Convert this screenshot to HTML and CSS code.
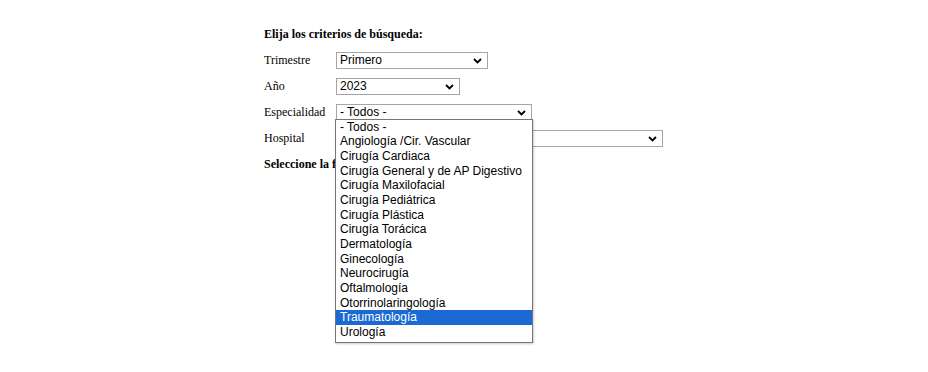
FILE: index.html
```html
<!DOCTYPE html>
<html lang="es">
<head>
<meta charset="UTF-8" />
<title>Listas de espera</title>
<link rel="stylesheet" href="styles.css">
</head>
<body>
<div id="criterios">
    <h4>Elija los criterios de búsqueda:</h4>
    <div class="fila">
        <label>Trimestre</label>
        <span class="combo w-trim">
            <select><option>Primero</option></select>
            <svg class="flecha" width="9" height="6" viewBox="0 0 9 6"><path d="M1 1 L4.5 4.5 L8 1" /></svg>
        </span>
    </div>
    <div class="fila">
        <label>Año</label>
        <span class="combo w-anio">
            <select><option>2023</option></select>
            <svg class="flecha" width="9" height="6" viewBox="0 0 9 6"><path d="M1 1 L4.5 4.5 L8 1" /></svg>
        </span>
    </div>
    <div class="fila">
        <label>Especialidad</label>
        <span class="combo w-esp">
            <select><option>- Todos -</option></select>
            <svg class="flecha" width="9" height="6" viewBox="0 0 9 6"><path d="M1 1 L4.5 4.5 L8 1" /></svg>
            <ul class="lista">
                <li>- Todos -</li>
                <li>Angiología /Cir. Vascular</li>
                <li>Cirugía Cardiaca</li>
                <li>Cirugía General y de AP Digestivo</li>
                <li>Cirugía Maxilofacial</li>
                <li>Cirugía Pediátrica</li>
                <li>Cirugía Plástica</li>
                <li>Cirugía Torácica</li>
                <li>Dermatología</li>
                <li>Ginecología</li>
                <li>Neurocirugía</li>
                <li>Oftalmología</li>
                <li>Otorrinolaringología</li>
                <li class="sel">Traumatología</li>
                <li>Urología</li>
            </ul>
        </span>
    </div>
    <div class="fila">
        <label>Hospital</label>
        <span class="combo w-hosp">
            <select><option></option></select>
            <svg class="flecha" width="9" height="6" viewBox="0 0 9 6"><path d="M1 1 L4.5 4.5 L8 1" /></svg>
        </span>
    </div>
    <h4>Seleccione la fecha:</h4>
</div>
</body>
</html>
```
FILE: styles.css
```css
*{margin:0;padding:0;}
html,body{min-height:372px;}
body{background:#fff;color:#000;font:12px/1.2 "Liberation Serif","Times New Roman",serif;}
ul{list-style-type:none;}
#criterios{width:400px;margin:0 auto;padding-top:21px;}
#criterios h4{font:700 12px/26px "Liberation Serif","Times New Roman",serif;}
.fila{display:flex;align-items:center;height:26px;}
.fila label{width:72px;}
.combo{position:relative;display:block;height:17px;}
.combo select{-webkit-appearance:none;appearance:none;display:block;width:100%;height:17px;box-sizing:border-box;border:1px solid #a5a5a5;border-radius:0;background:#fff;font:12px/15px "Liberation Sans",Arial,sans-serif;color:#000;padding:0 0 0 3px;outline:none;}
.flecha{position:absolute;right:6px;top:6px;pointer-events:none;}
.flecha path{fill:none;stroke:#000;stroke-width:1.8;}
.w-trim{width:152px;}
.w-anio{width:124px;}
.w-esp{width:196px;}
.w-hosp{width:327px;}
.lista{position:absolute;left:-1px;top:15px;width:198px;box-sizing:border-box;border:1px solid #767676;background:#fff;box-shadow:1px 1px 2px rgba(0,0,0,.2);padding:0 0 2px;z-index:2;}
.lista li{height:14.7px;padding-left:4px;font:12px/14.7px "Liberation Sans",Arial,sans-serif;white-space:nowrap;}
.lista li.sel{background:#1b6ad3;color:#fff;}
```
########################################
* Objective *
Replicate the material above verbatim; images stay out of the copy.

* Correct answer *
Convert this screenshot to HTML and CSS code.
FILE: index.html
```html
<!DOCTYPE html>
<html lang="es">
<head>
<meta charset="UTF-8" />
<title>Listas de espera</title>
<link rel="stylesheet" href="styles.css">
</head>
<body>
<div id="criterios">
    <h4>Elija los criterios de búsqueda:</h4>
    <div class="fila">
        <label>Trimestre</label>
        <span class="combo w-trim">
            <select><option>Primero</option></select>
            <svg class="flecha" width="9" height="6" viewBox="0 0 9 6"><path d="M1 1 L4.5 4.5 L8 1" /></svg>
        </span>
    </div>
    <div class="fila">
        <label>Año</label>
        <span class="combo w-anio">
            <select><option>2023</option></select>
            <svg class="flecha" width="9" height="6" viewBox="0 0 9 6"><path d="M1 1 L4.5 4.5 L8 1" /></svg>
        </span>
    </div>
    <div class="fila">
        <label>Especialidad</label>
        <span class="combo w-esp">
            <select><option>- Todos -</option></select>
            <svg class="flecha" width="9" height="6" viewBox="0 0 9 6"><path d="M1 1 L4.5 4.5 L8 1" /></svg>
            <ul class="lista">
                <li>- Todos -</li>
                <li>Angiología /Cir. Vascular</li>
                <li>Cirugía Cardiaca</li>
                <li>Cirugía General y de AP Digestivo</li>
                <li>Cirugía Maxilofacial</li>
                <li>Cirugía Pediátrica</li>
                <li>Cirugía Plástica</li>
                <li>Cirugía Torácica</li>
                <li>Dermatología</li>
                <li>Ginecología</li>
                <li>Neurocirugía</li>
                <li>Oftalmología</li>
                <li>Otorrinolaringología</li>
                <li class="sel">Traumatología</li>
                <li>Urología</li>
            </ul>
        </span>
    </div>
    <div class="fila">
        <label>Hospital</label>
        <span class="combo w-hosp">
            <select><option></option></select>
            <svg class="flecha" width="9" height="6" viewBox="0 0 9 6"><path d="M1 1 L4.5 4.5 L8 1" /></svg>
        </span>
    </div>
    <h4>Seleccione la fecha:</h4>
</div>
</body>
</html>
```
FILE: styles.css
```css
*{margin:0;padding:0;}
html,body{min-height:372px;}
body{background:#fff;color:#000;font:12px/1.2 "Liberation Serif","Times New Roman",serif;}
ul{list-style-type:none;}
#criterios{width:400px;margin:0 auto;padding-top:21px;}
#criterios h4{font:700 12px/26px "Liberation Serif","Times New Roman",serif;}
.fila{display:flex;align-items:center;height:26px;}
.fila label{width:72px;}
.combo{position:relative;display:block;height:17px;}
.combo select{-webkit-appearance:none;appearance:none;display:block;width:100%;height:17px;box-sizing:border-box;border:1px solid #a5a5a5;border-radius:0;background:#fff;font:12px/15px "Liberation Sans",Arial,sans-serif;color:#000;padding:0 0 0 3px;outline:none;}
.flecha{position:absolute;right:6px;top:6px;pointer-events:none;}
.flecha path{fill:none;stroke:#000;stroke-width:1.8;}
.w-trim{width:152px;}
.w-anio{width:124px;}
.w-esp{width:196px;}
.w-hosp{width:327px;}
.lista{position:absolute;left:-1px;top:15px;width:198px;box-sizing:border-box;border:1px solid #767676;background:#fff;box-shadow:1px 1px 2px rgba(0,0,0,.2);padding:0 0 2px;z-index:2;}
.lista li{height:14.7px;padding-left:4px;font:12px/14.7px "Liberation Sans",Arial,sans-serif;white-space:nowrap;}
.lista li.sel{background:#1b6ad3;color:#fff;}
```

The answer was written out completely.